→ Stored data:
_ _ _ _ _ _ _

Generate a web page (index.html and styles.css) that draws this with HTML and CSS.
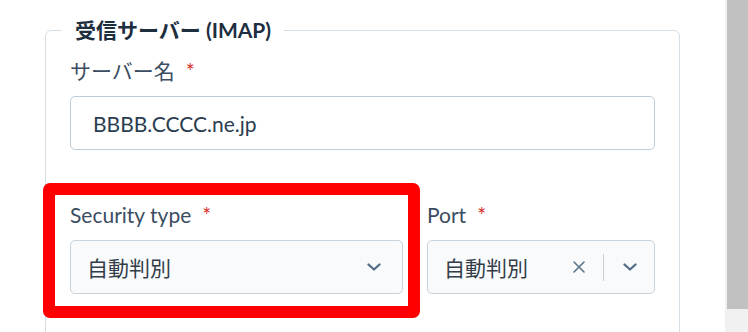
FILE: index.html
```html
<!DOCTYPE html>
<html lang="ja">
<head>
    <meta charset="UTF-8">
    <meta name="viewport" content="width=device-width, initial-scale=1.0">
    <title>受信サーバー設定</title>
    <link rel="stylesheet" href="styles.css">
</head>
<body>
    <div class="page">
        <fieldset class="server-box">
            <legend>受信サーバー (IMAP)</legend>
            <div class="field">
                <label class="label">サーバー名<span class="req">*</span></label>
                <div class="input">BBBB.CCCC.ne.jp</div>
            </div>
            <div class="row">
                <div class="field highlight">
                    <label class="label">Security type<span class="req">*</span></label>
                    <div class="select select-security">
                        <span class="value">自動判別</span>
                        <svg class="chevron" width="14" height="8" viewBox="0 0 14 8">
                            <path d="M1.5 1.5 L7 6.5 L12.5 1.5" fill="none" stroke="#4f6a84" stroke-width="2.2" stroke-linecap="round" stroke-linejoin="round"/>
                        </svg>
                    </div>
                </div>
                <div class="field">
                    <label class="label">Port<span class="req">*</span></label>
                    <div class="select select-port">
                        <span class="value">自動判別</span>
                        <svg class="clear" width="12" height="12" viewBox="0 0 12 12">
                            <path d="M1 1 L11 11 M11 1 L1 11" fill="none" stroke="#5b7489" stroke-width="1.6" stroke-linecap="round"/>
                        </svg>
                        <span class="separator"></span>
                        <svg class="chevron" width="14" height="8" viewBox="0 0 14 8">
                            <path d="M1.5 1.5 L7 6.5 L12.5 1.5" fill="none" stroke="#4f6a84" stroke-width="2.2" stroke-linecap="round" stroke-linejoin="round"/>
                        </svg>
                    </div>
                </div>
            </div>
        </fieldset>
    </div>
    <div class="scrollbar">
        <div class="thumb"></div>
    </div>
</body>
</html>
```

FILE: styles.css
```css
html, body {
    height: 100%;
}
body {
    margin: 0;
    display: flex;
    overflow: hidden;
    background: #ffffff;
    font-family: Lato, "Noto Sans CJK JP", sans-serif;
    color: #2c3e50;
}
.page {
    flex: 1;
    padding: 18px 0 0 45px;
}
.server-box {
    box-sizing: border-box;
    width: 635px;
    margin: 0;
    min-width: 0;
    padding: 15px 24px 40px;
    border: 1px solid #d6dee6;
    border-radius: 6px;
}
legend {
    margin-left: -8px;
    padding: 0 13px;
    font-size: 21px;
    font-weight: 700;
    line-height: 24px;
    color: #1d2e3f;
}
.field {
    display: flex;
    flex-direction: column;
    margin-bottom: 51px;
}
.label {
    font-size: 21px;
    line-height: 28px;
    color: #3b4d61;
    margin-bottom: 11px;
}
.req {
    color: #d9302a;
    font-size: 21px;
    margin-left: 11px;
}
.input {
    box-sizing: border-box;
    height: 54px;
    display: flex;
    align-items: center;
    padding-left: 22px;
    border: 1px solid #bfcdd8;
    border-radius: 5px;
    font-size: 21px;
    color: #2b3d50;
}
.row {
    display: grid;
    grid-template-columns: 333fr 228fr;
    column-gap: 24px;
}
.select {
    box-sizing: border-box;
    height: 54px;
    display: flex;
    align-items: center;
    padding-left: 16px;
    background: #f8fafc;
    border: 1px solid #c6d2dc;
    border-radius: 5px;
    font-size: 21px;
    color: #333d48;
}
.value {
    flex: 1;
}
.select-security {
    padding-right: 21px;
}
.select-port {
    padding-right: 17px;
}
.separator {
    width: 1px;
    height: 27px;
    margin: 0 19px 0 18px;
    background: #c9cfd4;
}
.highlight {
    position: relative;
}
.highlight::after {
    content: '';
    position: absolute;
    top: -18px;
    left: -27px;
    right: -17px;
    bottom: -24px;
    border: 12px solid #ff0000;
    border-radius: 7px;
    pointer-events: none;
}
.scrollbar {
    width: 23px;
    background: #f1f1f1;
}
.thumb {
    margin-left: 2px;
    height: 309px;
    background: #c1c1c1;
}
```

_ _ _ _ _ _ _

→ Aim of the task: Looking back at the lines above, state how many contain the word "page", and supply nothing besides the number.

→ Result: 3